The stories of Jesus birth in
Matthew and Luke are myths in this sense. They are stories about God and about
Jesus, about God’s relationship to Jesus and Jesus’ relationship to God. They
are stories about who Jesus is for us. They point to his special, intimate relationship
with God, not as a fact but as something that the early Christians experienced and
that the birth stories invite us to experience. Matthew’s story points to the truth
of Jesus as a new Moses. Luke’s story points to the truth of Jesus as good news
for the poor. Both stories point to other truths as well.

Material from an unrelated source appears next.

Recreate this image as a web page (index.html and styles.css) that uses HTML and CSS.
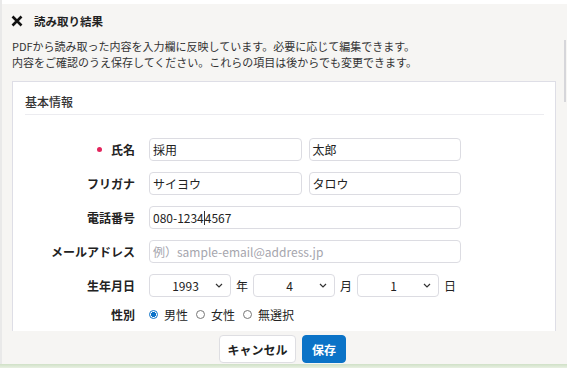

They birth stories are myths. They
aren’t Christological essays. People like me may be given to writing
Christological essays. The Evangelists weren’t. They were given to telling
stories. They conveyed truth not the way we children of the Enlightenment do,
they told truth by telling stories. Because those stories communicate divine
truth to us they are myths. They are not parables, although they do have in
common with parables that they are non-literal conveyers of truth. They are
myths. That doesn’t mean they aren’t true. They are for us profoundly true, they
just aren’t factually true. It’s not my fault that Borg and Crossan are so
intent on gaining a mass popular audience and so afraid of a popular reaction
against the term for what these stories really are that they won’t call these
stories myths. That, I suspect is what’s going on in their use of the term parable
rather than the term myth. Yet myth is what these stories are. That doesn’t mean
they aren’t true, it means that they are not factually true but are true in much
more profound and powerful ways than mere facts can be true. So I will call them
myths. I hope that that’s what you will call them too.